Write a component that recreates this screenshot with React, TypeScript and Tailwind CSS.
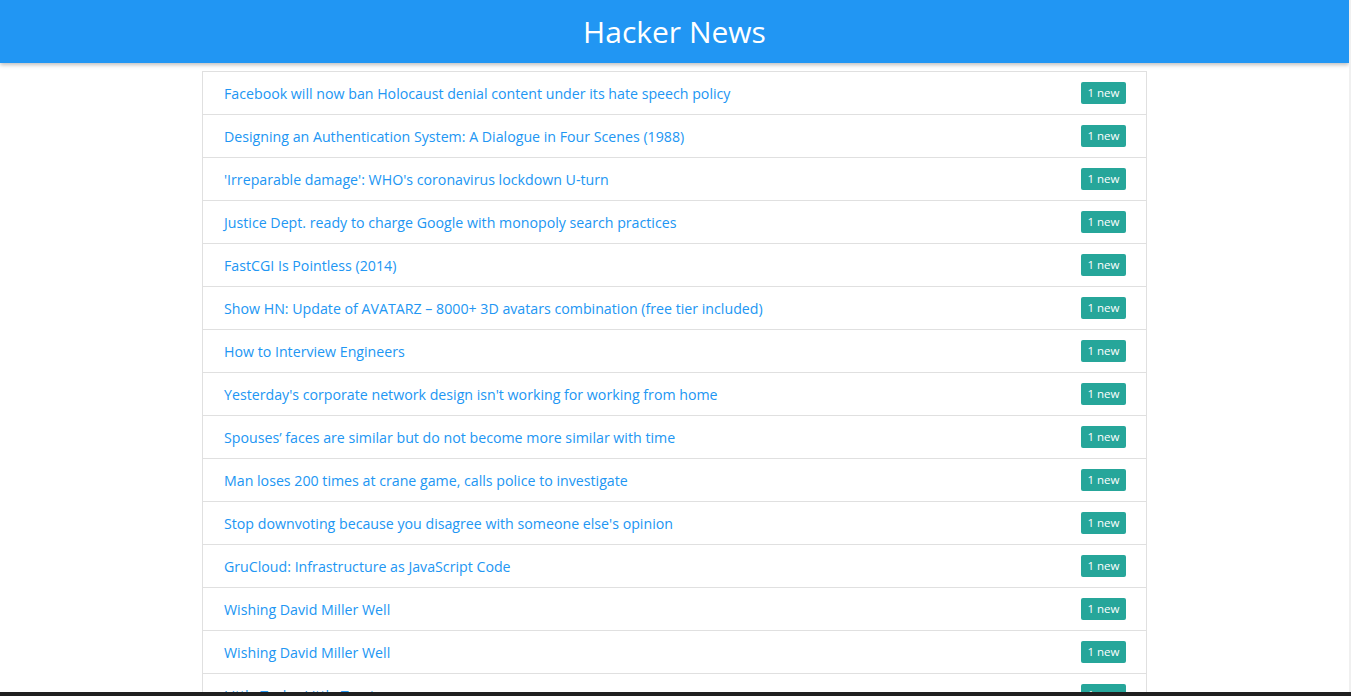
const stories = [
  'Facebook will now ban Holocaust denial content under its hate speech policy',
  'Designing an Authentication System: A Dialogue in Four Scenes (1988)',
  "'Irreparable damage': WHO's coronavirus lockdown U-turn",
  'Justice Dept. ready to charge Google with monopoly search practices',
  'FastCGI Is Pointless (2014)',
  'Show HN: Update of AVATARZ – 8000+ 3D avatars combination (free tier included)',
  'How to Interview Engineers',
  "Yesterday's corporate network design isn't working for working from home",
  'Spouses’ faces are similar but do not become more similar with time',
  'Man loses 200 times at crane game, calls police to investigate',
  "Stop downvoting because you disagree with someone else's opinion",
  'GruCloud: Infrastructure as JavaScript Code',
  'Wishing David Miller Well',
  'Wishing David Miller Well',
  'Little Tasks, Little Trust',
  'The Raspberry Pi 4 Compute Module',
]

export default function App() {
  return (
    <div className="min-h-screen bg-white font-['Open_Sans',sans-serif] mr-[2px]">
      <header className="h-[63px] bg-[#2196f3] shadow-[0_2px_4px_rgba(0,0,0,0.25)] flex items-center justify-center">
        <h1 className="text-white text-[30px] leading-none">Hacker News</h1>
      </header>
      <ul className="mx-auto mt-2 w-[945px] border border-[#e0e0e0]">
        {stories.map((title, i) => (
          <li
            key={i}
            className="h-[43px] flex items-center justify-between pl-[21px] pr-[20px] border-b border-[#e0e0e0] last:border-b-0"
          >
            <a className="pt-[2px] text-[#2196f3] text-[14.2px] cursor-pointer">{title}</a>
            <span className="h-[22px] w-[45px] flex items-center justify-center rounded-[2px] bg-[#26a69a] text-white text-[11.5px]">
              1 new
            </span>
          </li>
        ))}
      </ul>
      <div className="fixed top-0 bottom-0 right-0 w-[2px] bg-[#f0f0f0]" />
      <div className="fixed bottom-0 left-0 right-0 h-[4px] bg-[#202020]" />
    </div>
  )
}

★ ★ ★

EXERCISE AIM
Quote every line word for word and keep the images out of the copy.

FULL RESPONSE
Write a component that recreates this screenshot with React, TypeScript and Tailwind CSS.
const stories = [
  'Facebook will now ban Holocaust denial content under its hate speech policy',
  'Designing an Authentication System: A Dialogue in Four Scenes (1988)',
  "'Irreparable damage': WHO's coronavirus lockdown U-turn",
  'Justice Dept. ready to charge Google with monopoly search practices',
  'FastCGI Is Pointless (2014)',
  'Show HN: Update of AVATARZ – 8000+ 3D avatars combination (free tier included)',
  'How to Interview Engineers',
  "Yesterday's corporate network design isn't working for working from home",
  'Spouses’ faces are similar but do not become more similar with time',
  'Man loses 200 times at crane game, calls police to investigate',
  "Stop downvoting because you disagree with someone else's opinion",
  'GruCloud: Infrastructure as JavaScript Code',
  'Wishing David Miller Well',
  'Wishing David Miller Well',
  'Little Tasks, Little Trust',
  'The Raspberry Pi 4 Compute Module',
]

export default function App() {
  return (
    <div className="min-h-screen bg-white font-['Open_Sans',sans-serif] mr-[2px]">
      <header className="h-[63px] bg-[#2196f3] shadow-[0_2px_4px_rgba(0,0,0,0.25)] flex items-center justify-center">
        <h1 className="text-white text-[30px] leading-none">Hacker News</h1>
      </header>
      <ul className="mx-auto mt-2 w-[945px] border border-[#e0e0e0]">
        {stories.map((title, i) => (
          <li
            key={i}
            className="h-[43px] flex items-center justify-between pl-[21px] pr-[20px] border-b border-[#e0e0e0] last:border-b-0"
          >
            <a className="pt-[2px] text-[#2196f3] text-[14.2px] cursor-pointer">{title}</a>
            <span className="h-[22px] w-[45px] flex items-center justify-center rounded-[2px] bg-[#26a69a] text-white text-[11.5px]">
              1 new
            </span>
          </li>
        ))}
      </ul>
      <div className="fixed top-0 bottom-0 right-0 w-[2px] bg-[#f0f0f0]" />
      <div className="fixed bottom-0 left-0 right-0 h-[4px] bg-[#202020]" />
    </div>
  )
}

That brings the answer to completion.